Hiromi: I went to classical piano lessons but my very first piano teacher that I studied with happened to be a big jazz fan. She always had jazz LPs playing and so I was always listening to it. She had me listening to Errol Garner and Oscar Peterson, and I thought what is this? She explained how they improvise. I couldn’t really understand the music at the time but it just made me so happy. It was my first experience of dancing to music. I felt a swing somehow and was just jumping around – I was 8 – and it brought a lot of joy. So I started to imitate what they were doing and started to improvise on classical music.

Alex: Who are your influences?
Hiromi: It’s not only pianists that have influenced me. I’ve been influenced by so many different type of musicians. One of my favourites is Frank Zappa. I love King Crimson, Bach, Rachmaninoff, Ahmad Jamal, and Jeff Beck. I like everything that Bach wrote. I just think it’s so beautiful. When I play his pieces, I feel that all my ten fingers have to wake up, and I really have to understand that I have ten fingers to play the piano.

Alex: A lot of professional pianists have experienced repetitive strain injury from their playing. What, if anything, do you do to avoid injury when playing?
Hiromi: I do a lot of stretches and I do yoga. Whenever I have a show I always take a long bath after the show so that the muscles that I used get healed from the day and from the performance. I do a lot of things to maintain my body.

Alex: How do you play stride piano with such small hands?
Hiromi: People are always surprised by how small my hands are. I can’t reach a tenth. I can play an octave but that’s the widest I can play. It is hard. It requires a lot of practicing to be able to play the right notes, but I want to hear the sound and so I work hard to hear the sound.

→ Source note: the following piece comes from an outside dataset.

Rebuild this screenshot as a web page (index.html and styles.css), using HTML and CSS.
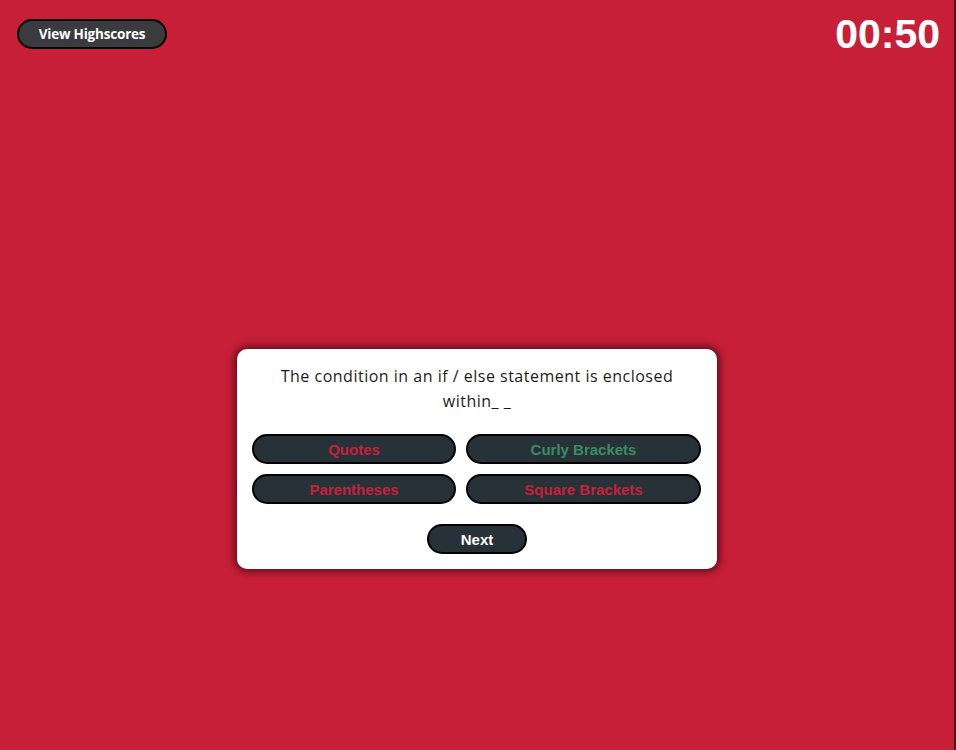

Alex: What is it like playing with a bassist like Stanley Clarke, who is often more of a melodic or harmonic force than just at the bottom of the piece playing the bass line?
Hiromi: He is so unique and original. It’s amazing to play with somebody who has had such a huge personality in his playing for many many decades. It’s like the best school I can be at. I’m learning many things just playing with him. I have a lot of respect for him and it’s amazing. I don’t know how he found me. He just called me up and said he was making a trio record and wanted me to be part of it. I was so honoured and thrilled and I said I would love to; I had no reason to say no and it happened. I thought “wow, experience!”. So we did the trio record a year ago with Lenny White on drums. He wanted me to be part of another album again so I felt honoured again and we did it again with the Stanley Clarke Band.

Alex: What are your top five desert island albums?
Hiromi: That’s impossible to answer! Music is such an interesting thing. It depends on your mood every day every week or every month. I don’t know. I think I’d just be cheeky and bring my iPod.

Alex: How do you make jazz accessible for young people?
Hiromi: I’m still young (born in 1979)! When you see somebody playing that’s your age, I think it’s easier to get interested. But Stanley still attracts young people because he’s still young inside; he stays young. The important thing is always trying to explore something new and just be adventurous with your music because that’s what you’re all about when you’re young. And Ahmad Jamal, he’s, I think, 80 years old now, and he never stopped pushing the edge and that’s amazing. He’s still like a really young boy in his playing: always adventurous, looking for things, and that’s the attitude I want to have. When I’m 70 or 80, I want to be as young at heart as he is, always trying to be edgy and trying to find something risky and adventurous, at least in my music.

Alex: How do you go about arranging pieces? I really liked your arrangement of “I’ve Got Rhythm”.
Hiromi: When I arrange, I just keep playing the pieces over and over just trying to find a home for myself in it, and find that this is how I want to play this piece. I just try to find it and so I play it over and over again for years.

Alex: Can you talk a bit about improvising?
Hiromi: When i improvise, it requires the maximum focus of the day, trying to think about what it is that I really want to say. It’s just like having a conversation. In a conversation, you have to choose the right words; in music, you have to choose the right notes, the right phrase. It’s about looking for a perfect way of saying, telling and expressing what you’re feeling. It’s so easy to say something meaningless and so important to tell something that you really mean. So it requires so much focus to try to express yourself and what you have in your mind.

It is a lot of work and it really tires my brain! Whenever I have a great performance, my brain is so tired and that’s a good sign. It’s just like having a great conversation with people: you get into it and are so focussed. You feel like “wow, that was a good chat” and you feel so exhausted when you get off the phone or when you leave the person. That’s how I want to feel when i finish playing: exhausted.